A draft paper circulated among member states expected to be signed off tomorrow will let the UK leave earlier if it is able to finalise a deal.
According to the Guardian, the leaked document also rules out a no-deal Brexit on October 31, which UK opposition party leaders demanded as a condition for a general election.
It comes as European Council President Donald Tusk has been in talks with EU leaders over the weekend before ambassadors for the 27 member states meet tomorrow morning.
An deceleration attached to the paper says the bloc is not prepared to renegotiate the withdrawal deal.
The document, which is still subject to change, says Britain would be able to leave the EU on the first day of the month after a deal is ratified.
It also says the UK has an ‘obligation’ to select a candidate to join the European Commission, even if the country does not have much time left in the EU.
The paper suggests Tusk has successfully persuaded more hesitant members that a three-month extension is appropriate.
French President Emmanuel Macron’s push for an earlier November 15 Brexit deadline is not included in the document.
An extension was due to be signed off on Friday, but the French ambassador was the only EU diplomat who argued members should wait until Monday to decide whether to ‘go short, to push for ratification, or long to accommodate for a general election.’
The document is in line with the Benn Act passed by Westminster in September, which makes a no-deal Brexit illegal without Parliamentary approval and compelled Boris Johnson to ask for a delay if he could not secure a deal by Saturday last week.
UK voters look increasingly likely to go to the polls before Christmas now, after the Liberal Democrats and the SNP laid out a plan to trigger a snap general election on December 9.
This is three days before Johnson’s proposed date and is when more students are still at university to cast their votes in remain-supporting target swing seats.
If the EU approves a Brexit delay until January 31 as requested in Johnson’s letter to Brussels last week, the remain-backing parties would try to pass a bill allowing the Prime Minister to secure an election with a simply majority of MPs.
This would by-pass the two-thirds support usually needed to get one underway under the Fixed Term Parliaments Act.
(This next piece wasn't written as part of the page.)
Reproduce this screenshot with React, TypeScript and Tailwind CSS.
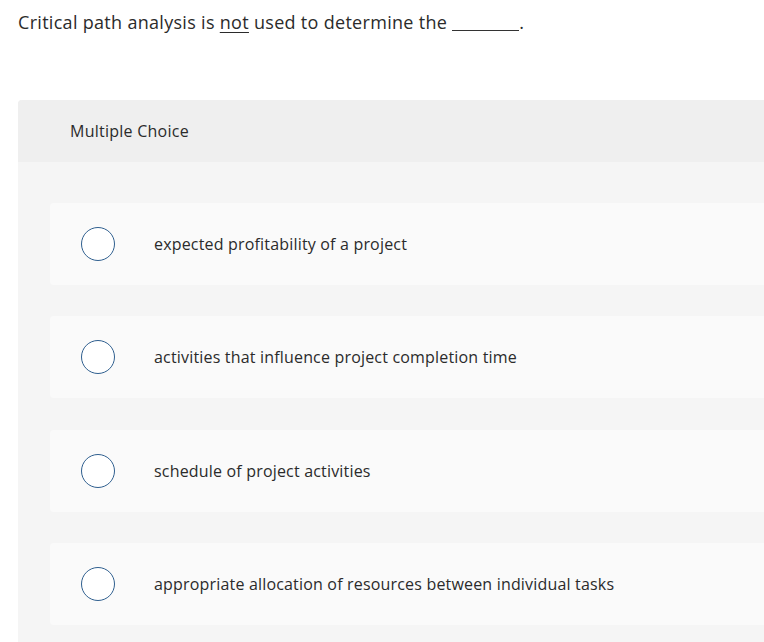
import React from 'react';

const choices = [
    'expected profitability of a project',
    'activities that influence project completion time',
    'schedule of project activities',
    'appropriate allocation of resources between individual tasks',
];

const App: React.FC = () => {
    return (
        <div className="w-[764px] h-[642px] overflow-hidden bg-white text-[#333] font-['Open_Sans','Liberation_Sans',sans-serif]">
            <p className="pl-[18px] pt-[9px] text-[18px] leading-[27px] tracking-[0.3px] text-[#2b2b2b]">
                Critical path analysis is <span className="underline underline-offset-[3px]">not</span> used to determine the{' '}
                <span className="inline-block w-[67px] h-[1px] bg-[#333] align-baseline translate-y-[2px]" />.
            </p>

            <div className="ml-[18px] mt-[64px] w-[780px] rounded-t-[4px] bg-[#f5f5f5] pb-10">
                <div className="h-[62px] bg-[#efefef] rounded-t-[4px] flex items-center pl-[52px] text-[16px] tracking-[0.25px] text-[#2b2b2b]">
                    Multiple Choice
                </div>
                <div className="flex flex-col gap-[31.4px] pl-[32px] pt-[41px]">
                    {choices.map((c) => (
                        <div key={c} className="h-[82px] rounded-[4px] bg-[#fafafa] flex items-center">
                            <span className="ml-[31px] w-[34px] h-[34px] rounded-full border-[1.5px] border-[#2f5f8f] bg-white shrink-0" />
                            <span className="ml-[39px] text-[16px] tracking-[0.18px] text-[#2b2b2b]">{c}</span>
                        </div>
                    ))}
                </div>
            </div>
        </div>
    );
};

export default App;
If Johnson were to get an election this way, he will need Labour votes if he is to attempt to trigger one in the Commons tomorrow.
Labour leader Jeremy Corbyn said he will decide after inspecting the terms of the Article 50 extension granted by Brussels.
He has previously said: ‘Take no-deal off the table and we absolutely support a General Election.’
Downing Street said it would look at the proposal if the Labour Party does not support its plan for the withdrawal bill to be scrutinised by Parliament up to November 6 before a general election on December 12.